* begin *

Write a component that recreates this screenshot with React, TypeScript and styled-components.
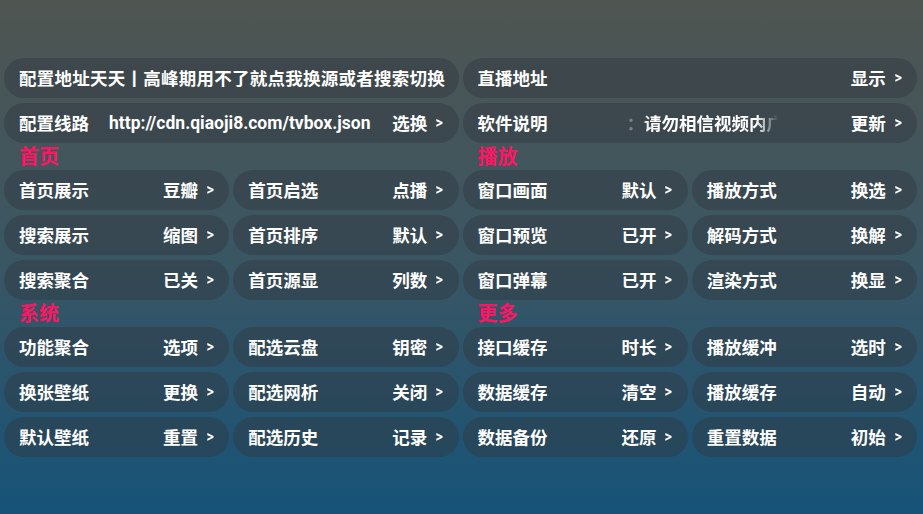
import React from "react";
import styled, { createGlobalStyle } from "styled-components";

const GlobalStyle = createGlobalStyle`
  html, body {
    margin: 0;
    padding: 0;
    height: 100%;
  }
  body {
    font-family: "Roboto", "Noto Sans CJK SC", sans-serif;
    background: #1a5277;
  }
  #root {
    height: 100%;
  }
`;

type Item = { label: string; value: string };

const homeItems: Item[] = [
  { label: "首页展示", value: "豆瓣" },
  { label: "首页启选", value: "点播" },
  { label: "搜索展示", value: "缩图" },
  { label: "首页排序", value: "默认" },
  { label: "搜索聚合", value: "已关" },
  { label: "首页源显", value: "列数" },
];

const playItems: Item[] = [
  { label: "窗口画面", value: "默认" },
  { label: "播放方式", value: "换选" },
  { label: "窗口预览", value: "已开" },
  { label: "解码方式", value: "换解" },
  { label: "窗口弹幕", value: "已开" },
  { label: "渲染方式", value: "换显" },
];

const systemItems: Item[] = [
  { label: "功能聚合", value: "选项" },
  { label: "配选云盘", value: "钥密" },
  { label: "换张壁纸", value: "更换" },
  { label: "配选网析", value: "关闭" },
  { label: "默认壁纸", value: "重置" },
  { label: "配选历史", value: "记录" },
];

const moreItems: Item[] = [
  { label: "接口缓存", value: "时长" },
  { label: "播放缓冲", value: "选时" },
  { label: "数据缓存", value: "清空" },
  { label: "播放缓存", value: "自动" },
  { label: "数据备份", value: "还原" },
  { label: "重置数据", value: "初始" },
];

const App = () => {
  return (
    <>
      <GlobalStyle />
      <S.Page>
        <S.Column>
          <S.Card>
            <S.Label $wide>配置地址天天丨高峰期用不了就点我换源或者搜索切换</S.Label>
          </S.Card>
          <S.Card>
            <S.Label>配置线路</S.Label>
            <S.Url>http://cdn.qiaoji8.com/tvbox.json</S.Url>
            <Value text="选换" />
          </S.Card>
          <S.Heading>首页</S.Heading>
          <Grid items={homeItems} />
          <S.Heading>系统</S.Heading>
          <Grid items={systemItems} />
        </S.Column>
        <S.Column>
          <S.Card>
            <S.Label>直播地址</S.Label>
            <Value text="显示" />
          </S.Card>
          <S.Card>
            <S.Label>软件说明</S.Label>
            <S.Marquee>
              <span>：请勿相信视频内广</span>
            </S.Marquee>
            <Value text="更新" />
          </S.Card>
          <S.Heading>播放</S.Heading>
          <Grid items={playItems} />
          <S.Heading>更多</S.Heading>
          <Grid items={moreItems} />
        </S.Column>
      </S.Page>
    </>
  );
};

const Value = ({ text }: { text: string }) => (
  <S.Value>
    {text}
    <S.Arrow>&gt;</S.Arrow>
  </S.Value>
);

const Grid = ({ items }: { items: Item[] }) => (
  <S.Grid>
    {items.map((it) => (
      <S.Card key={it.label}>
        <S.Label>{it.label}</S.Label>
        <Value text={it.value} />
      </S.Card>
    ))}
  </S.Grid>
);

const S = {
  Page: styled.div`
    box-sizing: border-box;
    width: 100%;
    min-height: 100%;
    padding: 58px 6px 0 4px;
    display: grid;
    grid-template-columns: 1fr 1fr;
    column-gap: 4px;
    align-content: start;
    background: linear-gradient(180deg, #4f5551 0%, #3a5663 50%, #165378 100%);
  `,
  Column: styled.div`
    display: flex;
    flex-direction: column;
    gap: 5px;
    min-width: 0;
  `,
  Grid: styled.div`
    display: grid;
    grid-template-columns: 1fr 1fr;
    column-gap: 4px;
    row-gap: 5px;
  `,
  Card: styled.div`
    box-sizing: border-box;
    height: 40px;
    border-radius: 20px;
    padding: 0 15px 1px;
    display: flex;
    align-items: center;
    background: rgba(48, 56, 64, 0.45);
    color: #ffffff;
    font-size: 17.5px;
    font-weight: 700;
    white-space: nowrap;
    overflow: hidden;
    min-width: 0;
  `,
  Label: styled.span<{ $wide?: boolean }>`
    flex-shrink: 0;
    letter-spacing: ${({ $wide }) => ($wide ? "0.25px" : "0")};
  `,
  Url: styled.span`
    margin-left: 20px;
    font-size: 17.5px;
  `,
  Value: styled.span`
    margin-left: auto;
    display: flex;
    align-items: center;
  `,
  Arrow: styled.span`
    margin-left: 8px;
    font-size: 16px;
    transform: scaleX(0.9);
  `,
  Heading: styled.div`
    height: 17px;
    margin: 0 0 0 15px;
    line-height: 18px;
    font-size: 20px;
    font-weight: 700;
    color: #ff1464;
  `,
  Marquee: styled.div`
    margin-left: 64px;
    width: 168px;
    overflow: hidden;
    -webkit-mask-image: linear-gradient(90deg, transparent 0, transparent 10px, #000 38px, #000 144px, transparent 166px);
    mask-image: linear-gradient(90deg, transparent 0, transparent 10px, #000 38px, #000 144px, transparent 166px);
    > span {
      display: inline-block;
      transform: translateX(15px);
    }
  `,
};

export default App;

* end *
* begin *

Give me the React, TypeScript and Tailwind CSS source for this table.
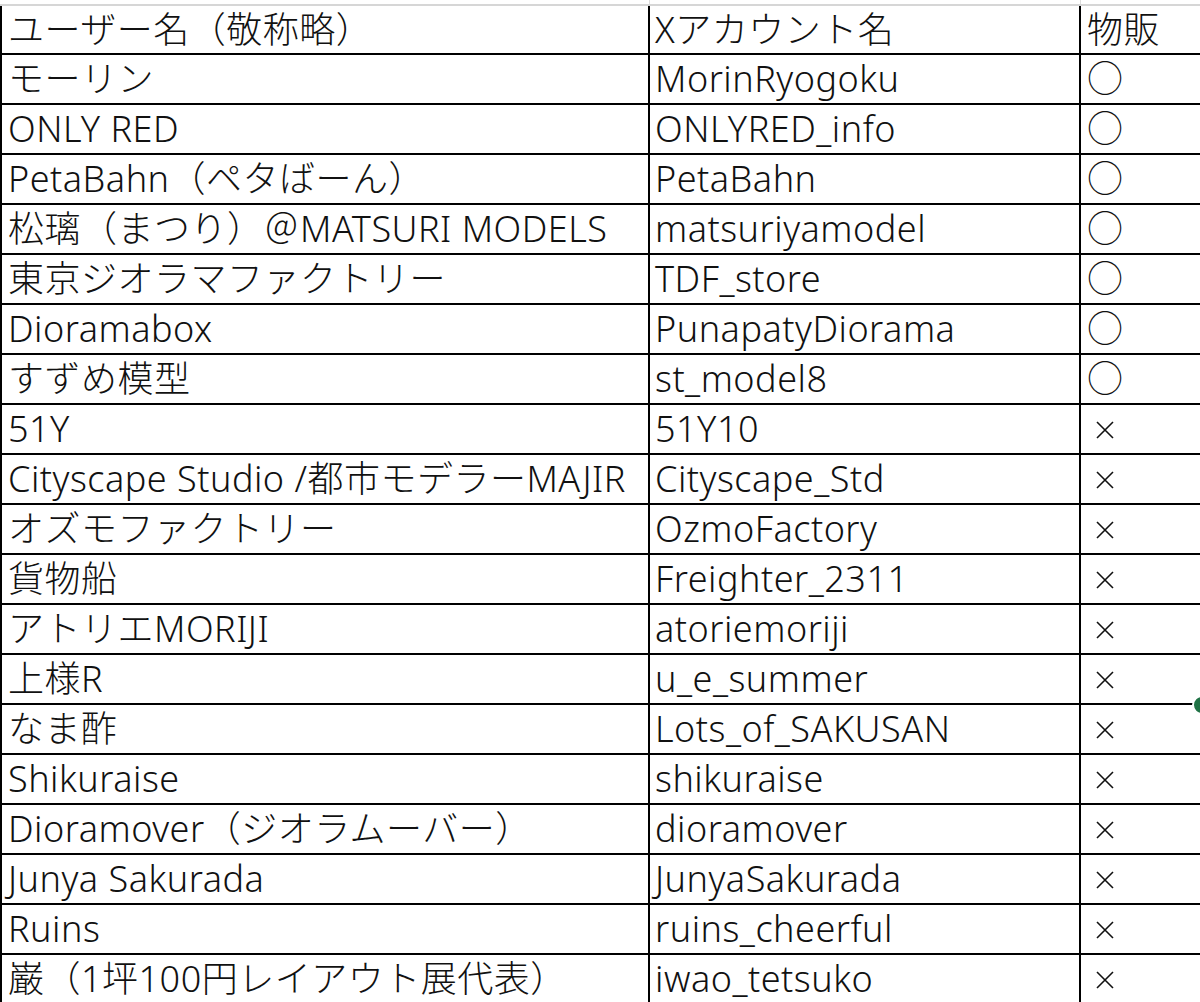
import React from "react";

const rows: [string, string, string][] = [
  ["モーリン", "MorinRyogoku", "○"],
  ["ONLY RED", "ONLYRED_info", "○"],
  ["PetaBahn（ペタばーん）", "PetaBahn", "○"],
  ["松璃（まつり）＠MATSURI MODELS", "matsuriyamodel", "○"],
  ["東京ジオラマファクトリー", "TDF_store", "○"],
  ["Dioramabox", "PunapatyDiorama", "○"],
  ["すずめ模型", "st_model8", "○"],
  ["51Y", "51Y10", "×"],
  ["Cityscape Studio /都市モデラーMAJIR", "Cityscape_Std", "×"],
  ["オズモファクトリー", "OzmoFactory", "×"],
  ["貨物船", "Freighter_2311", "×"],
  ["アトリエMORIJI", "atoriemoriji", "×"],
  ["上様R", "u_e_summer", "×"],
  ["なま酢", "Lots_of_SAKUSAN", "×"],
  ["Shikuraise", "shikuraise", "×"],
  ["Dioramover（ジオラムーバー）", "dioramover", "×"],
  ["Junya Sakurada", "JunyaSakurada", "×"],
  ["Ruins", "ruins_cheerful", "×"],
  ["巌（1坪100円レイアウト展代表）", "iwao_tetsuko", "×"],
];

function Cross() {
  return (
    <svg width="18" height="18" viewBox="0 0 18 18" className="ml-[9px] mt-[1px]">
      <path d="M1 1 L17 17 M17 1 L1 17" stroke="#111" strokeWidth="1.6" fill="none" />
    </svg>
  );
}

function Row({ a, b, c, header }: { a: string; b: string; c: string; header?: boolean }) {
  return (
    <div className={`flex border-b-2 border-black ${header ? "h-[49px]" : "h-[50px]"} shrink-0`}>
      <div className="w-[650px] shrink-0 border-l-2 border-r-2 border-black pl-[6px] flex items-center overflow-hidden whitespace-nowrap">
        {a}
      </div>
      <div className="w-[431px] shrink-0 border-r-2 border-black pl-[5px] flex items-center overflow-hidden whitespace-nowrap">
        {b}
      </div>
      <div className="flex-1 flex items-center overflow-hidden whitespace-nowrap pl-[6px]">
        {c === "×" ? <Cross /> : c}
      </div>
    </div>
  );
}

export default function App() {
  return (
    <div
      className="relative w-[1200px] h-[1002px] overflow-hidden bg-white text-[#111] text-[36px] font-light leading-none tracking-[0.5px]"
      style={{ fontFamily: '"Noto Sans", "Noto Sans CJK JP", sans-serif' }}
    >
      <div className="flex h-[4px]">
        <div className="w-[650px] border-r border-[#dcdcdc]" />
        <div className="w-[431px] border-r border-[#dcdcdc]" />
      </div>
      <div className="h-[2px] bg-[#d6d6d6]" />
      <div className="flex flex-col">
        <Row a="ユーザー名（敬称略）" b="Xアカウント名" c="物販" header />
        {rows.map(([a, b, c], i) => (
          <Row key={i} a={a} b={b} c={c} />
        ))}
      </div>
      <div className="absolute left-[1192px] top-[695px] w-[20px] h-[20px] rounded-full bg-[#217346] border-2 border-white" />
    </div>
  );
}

* end *

> [Exercise details] Please quote only the span of lines whose first line contains "Write a component" and whose last line contains "string; value: string", leaving every picture out.

> [Reply to the exercise]
Write a component that recreates this screenshot with React, TypeScript and styled-components.
import React from "react";
import styled, { createGlobalStyle } from "styled-components";

const GlobalStyle = createGlobalStyle`
  html, body {
    margin: 0;
    padding: 0;
    height: 100%;
  }
  body {
    font-family: "Roboto", "Noto Sans CJK SC", sans-serif;
    background: #1a5277;
  }
  #root {
    height: 100%;
  }
`;

type Item = { label: string; value: string };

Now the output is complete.